The NHS may release information to approved researchers and some third party organisations, where this is allowed, under the strict rules in place to protect individual’s privacy. The NHS and social care organisations are required to use information in line with the law, national guidance and best practice and will never identify a particular person in any published reports.

 

Individual Choice

The NHS has committed to provide the right for individuals to prevent confidential information from being shared or used for any purpose other than supporting the provision of direct care, except in special circumstances. If an individual does not want information to be shared outside their GP practice, this can be added to their medical record. This will prevent their confidential information being used other than where necessary by law, (for example, if there is a public health emergency).

It will also be possible to restrict the use of information held by other places where care is provided, such as hospitals and community services. Again, this can be achieved through the individual’s GP.

It is important to note that this is different to sharing decisions made, for example in relation to sharing medical record information in support of treatment.

The choice not to share information for indirect care purposes will not affect the care provided.

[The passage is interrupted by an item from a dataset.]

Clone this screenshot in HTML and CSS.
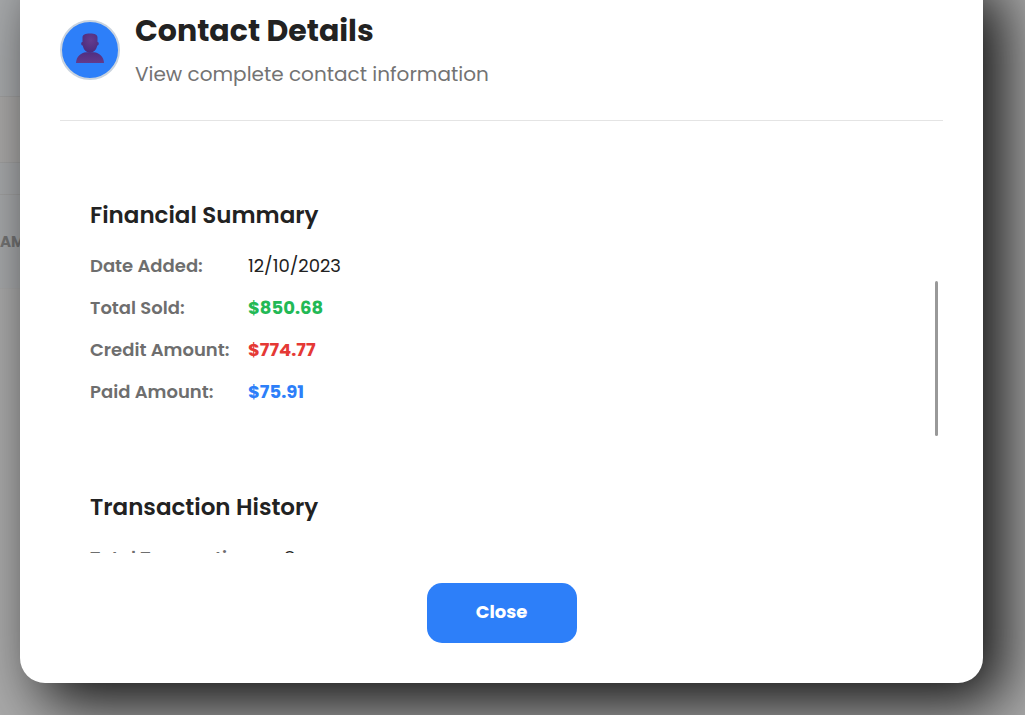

Specific uses of data - commissioning

There are a range of functions in the commissioning role that leads to a variety of uses of information about individuals. These different purposes will lead to the need to identify these purposes and uses in relevant privacy notices. An overview is given below.

For commissioning services that pertain to direct care or commissioned as individual packages of care (this includes Specialist Commissioning, Prisons, Military, Long Term Conditions and Requests for Individual Funding) – the NHS already has a set process for fair processing notices, generic patient leaflet and standard wording for the consent form.

For commissioning purposes there is a need to explain to patients how their data will be used to support health care management and administration, and how they can object (dissent). To support this, there is the need to cover each of the scenarios where use of person level data occurs, namely

  • Financial purposes - to ensure that that providers are billing appropriately for the care received and that they to the correct commissioner, such as if someone is on holiday and needs emergency treatment.
  • determining risk profiles of the registered population to identify patients that would benefit from proactive intervention.
  • Case management - where the NHS will offer intervention and patients should then not only consent to be included, but also allow their data to be shared across health and social care or multiple partners. Thus for integrated care there is the need for a standard for fair processing notices, individual patient information about the integrated care programme, what happens to their data if they agree or disagree.
  • specific types of commissioning on an individual person basis, where consent to commission and use of the data are the norm.

[1] The Caldicott Review 2013 defined indirect care as ‘activities that contribute to the overall provision of services to a population as a whole or a group of patients with a particular condition, but which fall outside the scope of direct care. It covers health services management, preventative medicine, and medical research. Examples of activities would be risk prediction and stratification, service evaluation, needs assessment, financial audit.’